Some people are just extra without even trying. Right down to their DNA — as in, an extra chromosome.

Meet Trista Kutcher. Actually, you might already know her.

In middle school, she was chosen to travel to Ireland for the Special Olympics as a gymnast, where she earned two gold medals. During those middle school years, her mom asked a teacher who taught deaf students to let Trista come to his reading class. The story was “Black Beauty.” The next morning, Trista handed her hairbrush to her mom and finger-spelled g-r-o-o-m, asking her to “groom” her long blond hair. She revels in learning new things.

God-given Talent

When she worked at Bitty and Beau’s coffee shop in downtown Charleston, she was known as “Trista the Barista,” and was bestowed the title of Director of Community Relations after only one year. As the founder of Trista’s Sunshine Company, she now sews comfort headbands for health care workers who wear masks, and makes beach bags and totes, and dog items. Recently, her products were purchased to be a staple in a local store. She revels in her accomplishments. Yet, if she had been born a few years earlier, she may not have even lived.

The Times We Live In

Trista began her revelry here on this earth in June of 1989. That date is significant because only five years earlier, as a newborn with Down Syndrome (DS), she may not have been given the chance to live.

Some troubling facts about DS include:
People with DS and other disabilities were a key target in the eugenics movement that studied how to arrange human reproduction to increase the occurrence of characteristics considered desirable—and to prevent those that weren’t — which influenced Hitler’s first mass murders. (source: globaldownsyndrome.org)
As recently as 1984, doctors in the U.S. refused to provide lifesaving procedures, such as heart surgeries, to people with DS. Today, there are adults with DS, dying in their 30s or 40s, simply because a doctor refused to perform heart surgery when they were infants. Even feeding a newborn with DS was considered a “lifesaving measure.” (source: globaldownsyndrome.org)
Some doctors and fathers used to conspire to tell mothers of newborns with DS that their babies had died; when in fact, those babies were quickly and quietly placed in inhumane institutions. (source: globaldownsyndrome.org)
Countries like Iceland are seeking to eliminate DS entirely with prenatal testing. The abortion rate for pregnancies following a DS diagnosis is 100% in Iceland, 98% in Denmark, 90% in the UK, 77% in France, and 67% in the US. (Source CBS News)
Follow Trista on Instagram @tristathebarista

A Difference Maker

Thankfully, Trista was born into a family who let her revel in all she was created to do. A “public figure” on Facebook and Instagram, Trista has north of 50,000 followers. Skirt! magazine described her as “fearless.” She is not only a local celebrity, but has had air time on such national shows as Good Morning America, the CBS Nightly News, Live with Kelly and Ryan, Good Morning Sacramento, and other news stations across the country.
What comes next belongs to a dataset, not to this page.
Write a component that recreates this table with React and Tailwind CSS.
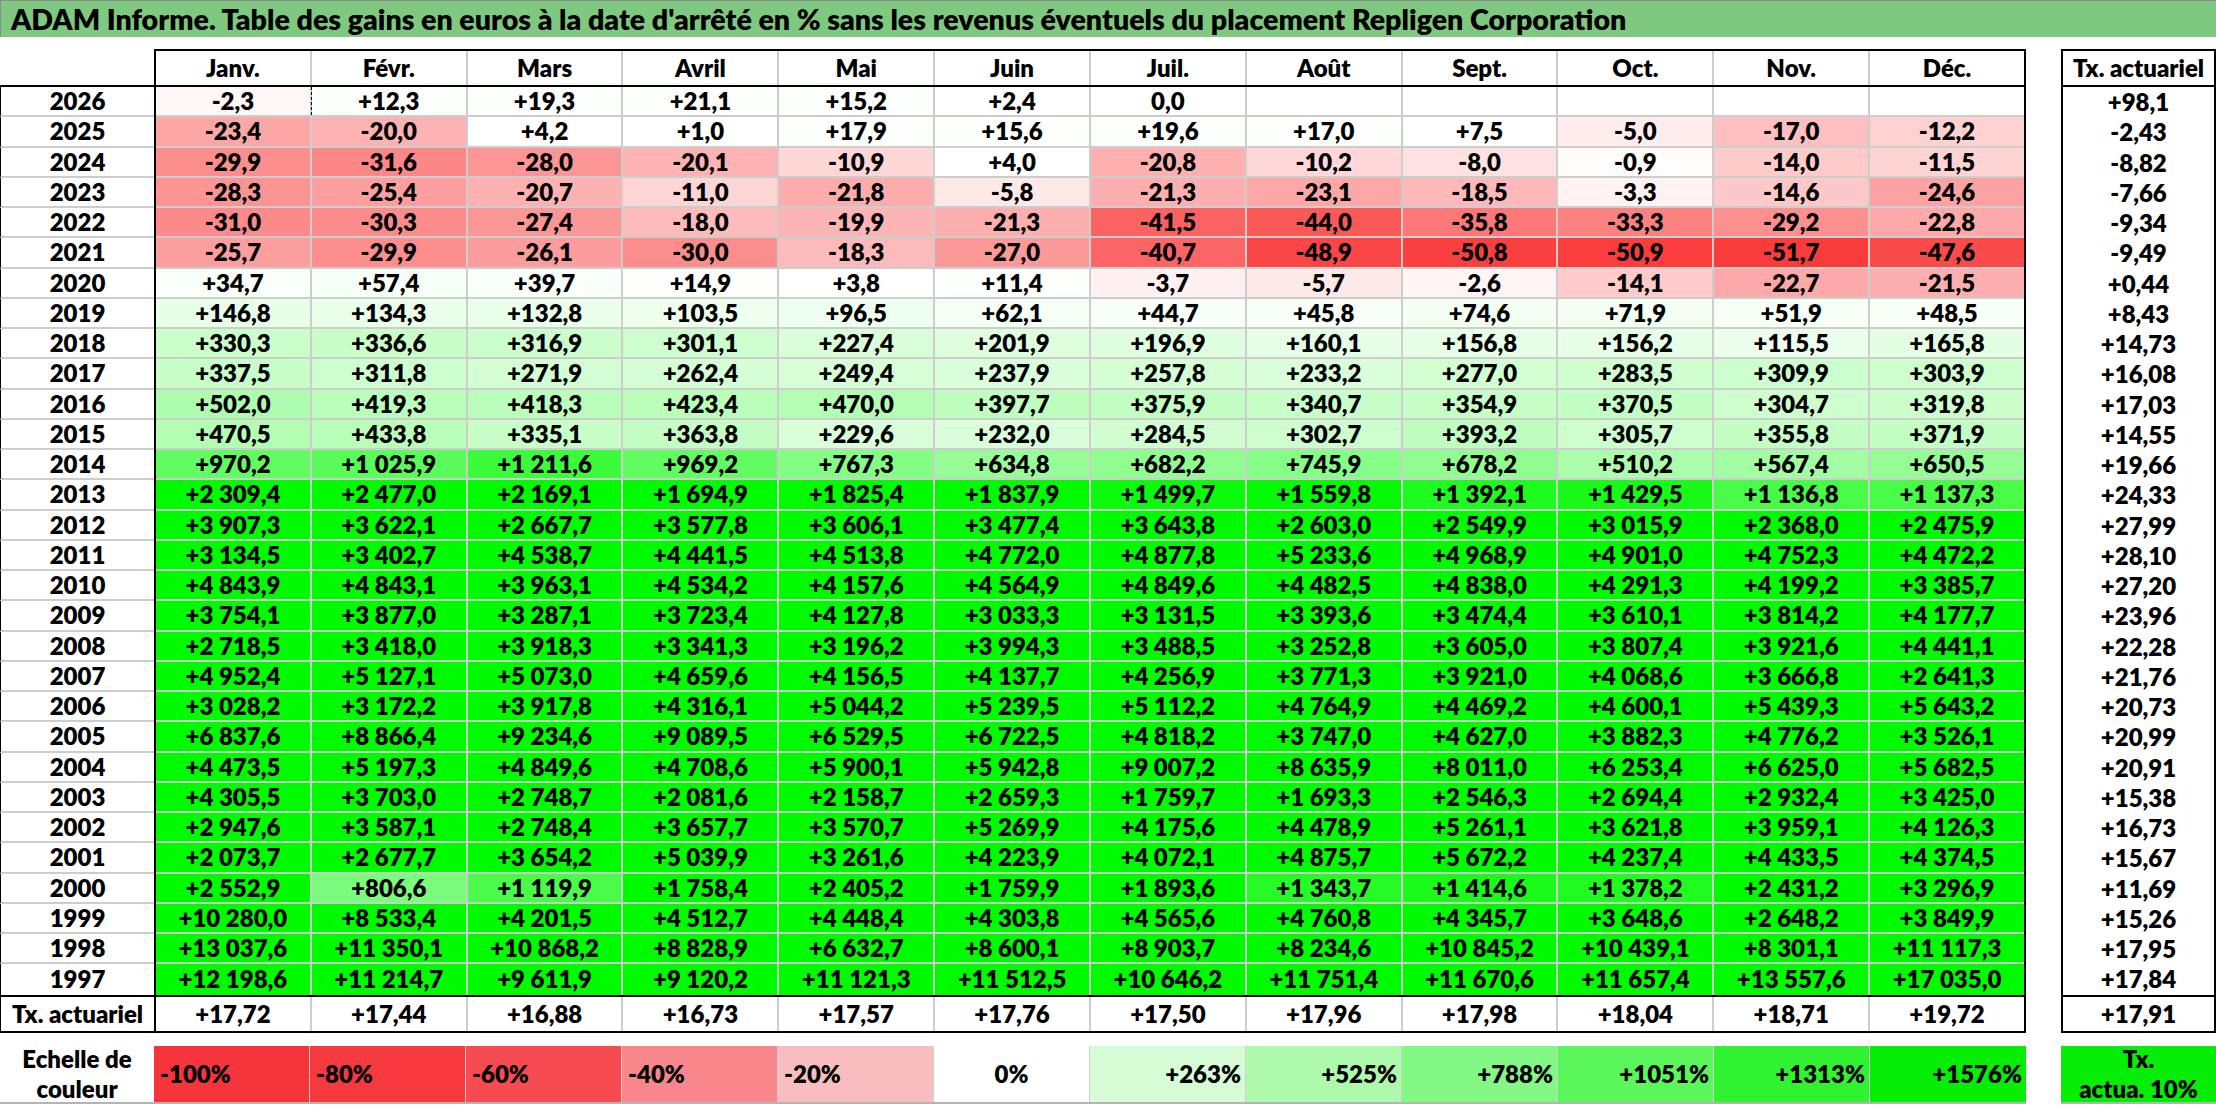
import React from 'react'

const MONTHS = ['Janv.', 'Févr.', 'Mars', 'Avril', 'Mai', 'Juin', 'Juil.', 'Août', 'Sept.', 'Oct.', 'Nov.', 'Déc.']

// année, 12 mois, taux actuariel
const ROWS = [
    ['2026', '-2,3 | +12,3 | +19,3 | +21,1 | +15,2 | +2,4 | 0,0 |  |  |  |  | ', '+98,1'],
    ['2025', '-23,4 | -20,0 | +4,2 | +1,0 | +17,9 | +15,6 | +19,6 | +17,0 | +7,5 | -5,0 | -17,0 | -12,2', '-2,43'],
    ['2024', '-29,9 | -31,6 | -28,0 | -20,1 | -10,9 | +4,0 | -20,8 | -10,2 | -8,0 | -0,9 | -14,0 | -11,5', '-8,82'],
    ['2023', '-28,3 | -25,4 | -20,7 | -11,0 | -21,8 | -5,8 | -21,3 | -23,1 | -18,5 | -3,3 | -14,6 | -24,6', '-7,66'],
    ['2022', '-31,0 | -30,3 | -27,4 | -18,0 | -19,9 | -21,3 | -41,5 | -44,0 | -35,8 | -33,3 | -29,2 | -22,8', '-9,34'],
    ['2021', '-25,7 | -29,9 | -26,1 | -30,0 | -18,3 | -27,0 | -40,7 | -48,9 | -50,8 | -50,9 | -51,7 | -47,6', '-9,49'],
    ['2020', '+34,7 | +57,4 | +39,7 | +14,9 | +3,8 | +11,4 | -3,7 | -5,7 | -2,6 | -14,1 | -22,7 | -21,5', '+0,44'],
    ['2019', '+146,8 | +134,3 | +132,8 | +103,5 | +96,5 | +62,1 | +44,7 | +45,8 | +74,6 | +71,9 | +51,9 | +48,5', '+8,43'],
    ['2018', '+330,3 | +336,6 | +316,9 | +301,1 | +227,4 | +201,9 | +196,9 | +160,1 | +156,8 | +156,2 | +115,5 | +165,8', '+14,73'],
    ['2017', '+337,5 | +311,8 | +271,9 | +262,4 | +249,4 | +237,9 | +257,8 | +233,2 | +277,0 | +283,5 | +309,9 | +303,9', '+16,08'],
    ['2016', '+502,0 | +419,3 | +418,3 | +423,4 | +470,0 | +397,7 | +375,9 | +340,7 | +354,9 | +370,5 | +304,7 | +319,8', '+17,03'],
    ['2015', '+470,5 | +433,8 | +335,1 | +363,8 | +229,6 | +232,0 | +284,5 | +302,7 | +393,2 | +305,7 | +355,8 | +371,9', '+14,55'],
    ['2014', '+970,2 | +1 025,9 | +1 211,6 | +969,2 | +767,3 | +634,8 | +682,2 | +745,9 | +678,2 | +510,2 | +567,4 | +650,5', '+19,66'],
    ['2013', '+2 309,4 | +2 477,0 | +2 169,1 | +1 694,9 | +1 825,4 | +1 837,9 | +1 499,7 | +1 559,8 | +1 392,1 | +1 429,5 | +1 136,8 | +1 137,3', '+24,33'],
    ['2012', '+3 907,3 | +3 622,1 | +2 667,7 | +3 577,8 | +3 606,1 | +3 477,4 | +3 643,8 | +2 603,0 | +2 549,9 | +3 015,9 | +2 368,0 | +2 475,9', '+27,99'],
    ['2011', '+3 134,5 | +3 402,7 | +4 538,7 | +4 441,5 | +4 513,8 | +4 772,0 | +4 877,8 | +5 233,6 | +4 968,9 | +4 901,0 | +4 752,3 | +4 472,2', '+28,10'],
    ['2010', '+4 843,9 | +4 843,1 | +3 963,1 | +4 534,2 | +4 157,6 | +4 564,9 | +4 849,6 | +4 482,5 | +4 838,0 | +4 291,3 | +4 199,2 | +3 385,7', '+27,20'],
    ['2009', '+3 754,1 | +3 877,0 | +3 287,1 | +3 723,4 | +4 127,8 | +3 033,3 | +3 131,5 | +3 393,6 | +3 474,4 | +3 610,1 | +3 814,2 | +4 177,7', '+23,96'],
    ['2008', '+2 718,5 | +3 418,0 | +3 918,3 | +3 341,3 | +3 196,2 | +3 994,3 | +3 488,5 | +3 252,8 | +3 605,0 | +3 807,4 | +3 921,6 | +4 441,1', '+22,28'],
    ['2007', '+4 952,4 | +5 127,1 | +5 073,0 | +4 659,6 | +4 156,5 | +4 137,7 | +4 256,9 | +3 771,3 | +3 921,0 | +4 068,6 | +3 666,8 | +2 641,3', '+21,76'],
    ['2006', '+3 028,2 | +3 172,2 | +3 917,8 | +4 316,1 | +5 044,2 | +5 239,5 | +5 112,2 | +4 764,9 | +4 469,2 | +4 600,1 | +5 439,3 | +5 643,2', '+20,73'],
    ['2005', '+6 837,6 | +8 866,4 | +9 234,6 | +9 089,5 | +6 529,5 | +6 722,5 | +4 818,2 | +3 747,0 | +4 627,0 | +3 882,3 | +4 776,2 | +3 526,1', '+20,99'],
    ['2004', '+4 473,5 | +5 197,3 | +4 849,6 | +4 708,6 | +5 900,1 | +5 942,8 | +9 007,2 | +8 635,9 | +8 011,0 | +6 253,4 | +6 625,0 | +5 682,5', '+20,91'],
    ['2003', '+4 305,5 | +3 703,0 | +2 748,7 | +2 081,6 | +2 158,7 | +2 659,3 | +1 759,7 | +1 693,3 | +2 546,3 | +2 694,4 | +2 932,4 | +3 425,0', '+15,38'],
    ['2002', '+2 947,6 | +3 587,1 | +2 748,4 | +3 657,7 | +3 570,7 | +5 269,9 | +4 175,6 | +4 478,9 | +5 261,1 | +3 621,8 | +3 959,1 | +4 126,3', '+16,73'],
    ['2001', '+2 073,7 | +2 677,7 | +3 654,2 | +5 039,9 | +3 261,6 | +4 223,9 | +4 072,1 | +4 875,7 | +5 672,2 | +4 237,4 | +4 433,5 | +4 374,5', '+15,67'],
    ['2000', '+2 552,9 | +806,6 | +1 119,9 | +1 758,4 | +2 405,2 | +1 759,9 | +1 893,6 | +1 343,7 | +1 414,6 | +1 378,2 | +2 431,2 | +3 296,9', '+11,69'],
    ['1999', '+10 280,0 | +8 533,4 | +4 201,5 | +4 512,7 | +4 448,4 | +4 303,8 | +4 565,6 | +4 760,8 | +4 345,7 | +3 648,6 | +2 648,2 | +3 849,9', '+15,26'],
    ['1998', '+13 037,6 | +11 350,1 | +10 868,2 | +8 828,9 | +6 632,7 | +8 600,1 | +8 903,7 | +8 234,6 | +10 845,2 | +10 439,1 | +8 301,1 | +11 117,3', '+17,95'],
    ['1997', '+12 198,6 | +11 214,7 | +9 611,9 | +9 120,2 | +11 121,3 | +11 512,5 | +10 646,2 | +11 751,4 | +11 670,6 | +11 657,4 | +13 557,6 | +17 035,0', '+17,84'],
].map(([year, cells, tx]) => ({ year, cells: cells.split('|').map(s => s.trim()), tx }))

const TOTALS = ['+17,72', '+17,44', '+16,88', '+16,73', '+17,57', '+17,76', '+17,50', '+17,96', '+17,98', '+18,04', '+18,71', '+19,72']

const LEGEND = [
    { label: '-100%', bg: '#f6343c', align: 'justify-start pl-[6px]' },
    { label: '-80%', bg: '#f6383f', align: 'justify-start pl-[6px]' },
    { label: '-60%', bg: '#f64b51', align: 'justify-start pl-[6px]' },
    { label: '-40%', bg: '#f8868a', align: 'justify-start pl-[6px]' },
    { label: '-20%', bg: '#fabdbf', align: 'justify-start pl-[6px]' },
    { label: '0%', bg: '#ffffff', align: 'justify-center' },
    { label: '+263%', bg: '#d6fcd6', align: 'justify-end pr-[4px]' },
    { label: '+525%', bg: '#adfaad', align: 'justify-end pr-[4px]' },
    { label: '+788%', bg: '#84f884', align: 'justify-end pr-[4px]' },
    { label: '+1051%', bg: '#5af65a', align: 'justify-end pr-[4px]' },
    { label: '+1313%', bg: '#30f230', align: 'justify-end pr-[4px]' },
    { label: '+1576%', bg: '#06ee06', align: 'justify-end pr-[4px]' },
]

// échelle de couleur : rouge jusqu'au pire mois, vert plein à +1576
function cellColor(text) {
    if (!text) return '#ffffff'
    const v = parseFloat(text.replace(/\s/g, '').replace(',', '.'))
    if (!v) return '#ffffff'
    if (v < 0) {
        const t = Math.min(1, -v / 52)
        const gb = Math.round(255 - 197 * t)
        return `rgb(${Math.round(255 - 5 * t)},${gb},${gb})`
    }
    const t = Math.min(1, v / 1576)
    const rb = Math.round(255 * (1 - t))
    return `rgb(${rb},${Math.round(255 - 5 * t)},${rb})`
}

export default function App() {
    return (
        <div className="w-[2216px] h-[1105px] bg-white text-black font-extrabold text-[24px] font-['Lato','Liberation_Sans',sans-serif] overflow-hidden">
            <div className="h-[37px] bg-[#7fc87f] border-t border-l border-[#8a8a8a] pl-[10px] flex items-center text-[28.6px] whitespace-nowrap">
                ADAM Informe. Table des gains en euros à la date d'arrêté en % sans les revenus éventuels du placement Repligen Corporation
            </div>

            <div className="flex mt-[12px]">
                {/* tableau principal */}
                <div className="w-[2026px]">
                    <div className="flex h-[38px]">
                        <div className="w-[154px] border-b-2 border-black"></div>
                        <div className="w-[1872px] flex border-2 border-black">
                            {MONTHS.map(m => (
                                <div key={m} className="flex-1 flex items-center justify-center border-r-2 border-[#cdcdcd] last:border-r-0">{m}</div>
                            ))}
                        </div>
                    </div>

                    {ROWS.map((row, i) => (
                        <div key={row.year} className="flex h-[30.25px]">
                            <div className={`w-[154px] flex items-center justify-center border-l border-l-black ${i < ROWS.length - 1 ? 'border-b-2 border-b-[#cdcdcd]' : ''}`}>{row.year}</div>
                            <div className="w-[1872px] flex border-x-2 border-black">
                                {row.cells.map((c, j) => (
                                    <div
                                        key={j}
                                        className={`relative flex-1 flex items-center justify-center border-r-2 border-r-[#cdcdcd] last:border-r-0 ${i < ROWS.length - 1 ? 'border-b-2 border-b-[#cdcdcd]' : ''}`}
                                        style={{ backgroundColor: cellColor(c) }}
                                    >
                                        {c}
                                        {i === 0 && j === 0 && (
                                            <span className="absolute right-[-2px] top-0 bottom-0 border-l border-dashed border-black"></span>
                                        )}
                                    </div>
                                ))}
                            </div>
                        </div>
                    ))}

                    <div className="flex h-[38px]">
                        <div className="w-[154px] flex items-center justify-center border-l border-y-2 border-black whitespace-nowrap">Tx. actuariel</div>
                        <div className="w-[1872px] flex border-2 border-black">
                            {TOTALS.map((t, j) => (
                                <div key={j} className="flex-1 flex items-center justify-center border-r-2 border-[#cdcdcd] last:border-r-0">{t}</div>
                            ))}
                        </div>
                    </div>
                </div>

                {/* colonne taux actuariel */}
                <div className="w-[155px] ml-[35px]">
                    <div className="h-[38px] flex items-center justify-center border-2 border-black whitespace-nowrap">Tx. actuariel</div>
                    <div className="border-x-2 border-black">
                        {ROWS.map(row => (
                            <div key={row.year} className="h-[30.25px] flex items-center justify-center">{row.tx}</div>
                        ))}
                    </div>
                    <div className="h-[38px] flex items-center justify-center border-2 border-black">+17,91</div>
                </div>
            </div>

            {/* échelle de couleur */}
            <div className="flex mt-[13px] h-[58px]">
                <div className="flex w-[2026px] border-b-2 border-[#b4b4b4]">
                    <div className="w-[154px] flex flex-col items-center justify-center leading-[30px] bg-white">
                        <span>Echelle de</span>
                        <span>couleur</span>
                    </div>
                    {LEGEND.map(l => (
                        <div key={l.label} className={`w-[156px] flex items-center ${l.align} border-r border-[#d0d0d0] last:border-r-0`} style={{ backgroundColor: l.bg }}>
                            {l.label}
                        </div>
                    ))}
                </div>
                <div className="w-[155px] ml-[35px] flex flex-col items-center justify-center leading-[30px] bg-[#06ee06] border-b-2 border-[#b4b4b4]">
                    <span>Tx.</span>
                    <span>actua. 10%</span>
                </div>
            </div>
        </div>
    )
}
Michaels craft stores named her a #DifferenceMaker in May 2020.
She is also a dancer and weight lifter, who loves to work out to music by the rock band, KISS. Trista is never not smiling. (Apologies for the double negative to her mom, who is a retired English teacher, but “always” smiling, just doesn’t have the same impact.) For Trista, life is a celebration full of her favorite colors, light pink, and blue. She revels in sharing her God-given talents through her work and making others happy.
“Accept who you are, and revel in it.”
Mitch Albom, Author
Author, Mitch Albom once wrote, “Accept who you are; and revel in it.” No one does that more confidently or more joyfully than Trista Kutcher!